Politics of old age
Although older people have much the same political concerns as other age groups, some issues affect them specifically. Over the years, older people have traditionally been concerned about pension payments. In the 21st century older people were a prominent voice in a campaign to reform the local government rating system, because on fixed incomes they struggled with regular rates increases. Health services, future care, mobility and housing are also a major political focus for older people.
The government set up the New Zealand Super Fund in 2001. It was the initiative of the then Minister of Finance Michael Cullen, who wanted to ensure there was enough money to help cover the future cost of state-funded superannuation. Assets were assigned to a global investment fund administered by an independent Crown entity, the Guardians of New Zealand Superannuation. Withdrawals from the fund are not planned until 2029/30.
Unlike other countries, there have been no political parties specifically founded to address the issues of older people in New Zealand, but some parties have courted the ‘grey vote’. During the 1975 general election campaign one of the National Party’s policies was to offer universal superannuation (not means or income tested) which it implemented after becoming government.
New Zealand First has been the party most associated with older voters. It gained a large proportion of older people’s votes during the late 20th and early 21st century through policies such as the removal of 25 cents in the dollar surcharge on taxable income other than national superannuation, opposing means and asset testing for long-term geriatric hospital stays, and introducing the SuperGold card.
As New Zealand’s population ages, it is likely that older voters will become more powerful simply because there will be more of them. Though people 65 and over have a diversity of beliefs and allegiances, they form a highly visible political bloc which will become increasingly attractive to politicians in the future.
At the level of government, there are a number of entities which focus on older people, including the Office for Seniors (in the Ministry of Social Development), Veterans’ Affairs New Zealand (part of the New Zealand Defence Force) and the Commission for Financial Capability (previously known as the Retirement Commission). Work and Income New Zealand manages state-funded national superannuation payments.
Advocacy actions and groups
Grey Power is one of the most prominent and longest-standing older people’s advocacy groups. It was established in Auckland in 1985 after the government placed a tax surcharge on any income retired people had in addition to superannuation. Grey Power has a specific focus on superannuation and health issues, while lobbying on any topical matter affecting older people. Age Concern (which developed out of local old people's welfare councils established from 1948) also advocates for older people, as well as providing valuable support to older people through its accredited visiting service, health promotion, shopping service and support in cases of elder abuse. The New Zealand Association of Gerontology (1982) has been the general professional group concerned with research, policy and advocacy for older people.
With the population ageing, many other advocacy groups have been established in the early 21st century.

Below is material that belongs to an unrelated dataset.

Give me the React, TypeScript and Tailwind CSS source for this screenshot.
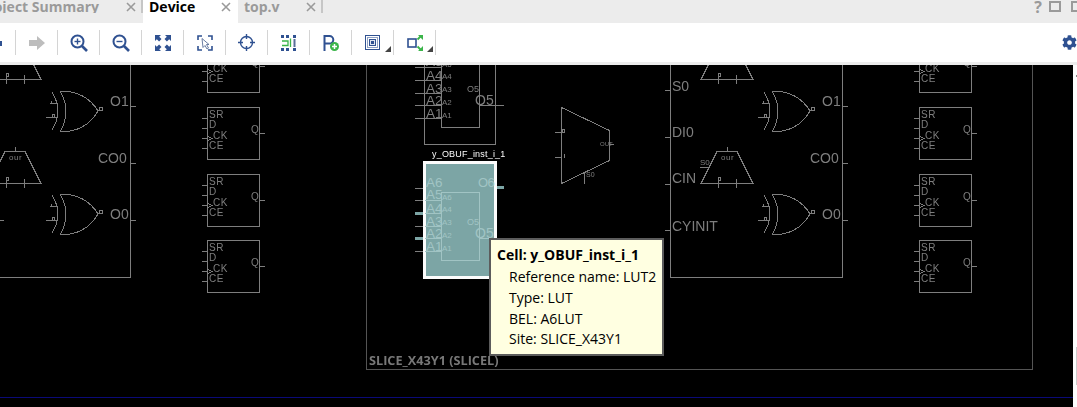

The Carers Alliance (2004) is a consortium of more than forty national not-for-profit organisations (including Alzheimers New Zealand, Cancer Society New Zealand, CCS Disability Action, Diabetes New Zealand, Stroke Foundation New Zealand, Continence New Zealand, Grandparents Raising Grandchildren) which works closely with government agencies to ensure that family carers are included in public policy, and that the New Zealand Carers' Strategy (2014) is implemented. For older people, these agencies are specifically concerned with elder neglect and abuse, age discrimination, access to services, isolation problems, transport availability, and research on ageing and its implications.
Age-Friendly Cities Project
Currently, much community, local and national interest in New Zealand is around developing plans for age-friendly communities. This is part of an international initiative, the Age-Friendly Cities Project, developed by the World Health Organisation (WHO) in the early 21st century. It focuses on raising awareness of the implications of an ageing society and encouraging the establishment and expansion of services, facilities and policies for older people. Hamilton became New Zealand's first age-friendly city in 2018.
Other cities and towns in New Zealand are working towards an age-friendly status, where older people can contribute more, and have better access to facilities and services. The Office for Seniors provides information and advice about the process, including a list of recommended age-friendly project areas:
- outdoor spaces and buildings
- social participation
- respect and social inclusion
- civic participation and information
- community support
- health services.
New Zealanders are living longer, healthier and more active lives. This increased longevity has led to a greater economic contribution by older people, known internationally as the 'silver economy'. It recognises that 'older people work, volunteer, provide care and participate widely in community life. Many families, communities and organisations depend on older people for their skills, knowledge and experience...Older people form an important, growing market for the providers of goods and services.'1
Such changes are likely to have a significant impact on New Zealand society. Businesses will be encouraged to take advantage of the availability of older workers to avoid skill shortages. New modes of age-friendly planning in transport, housing and urban development will become necessary.
The changes brought about by the silver economy require a re-evaluation of older people, to see them as consumers, workers, investors and entrepreneurs. At the same time, it will be important to maintain the more traditional roles of older people in caring for the family and the environment, and in passing on the traditions and heritage of New Zealand's many cultures.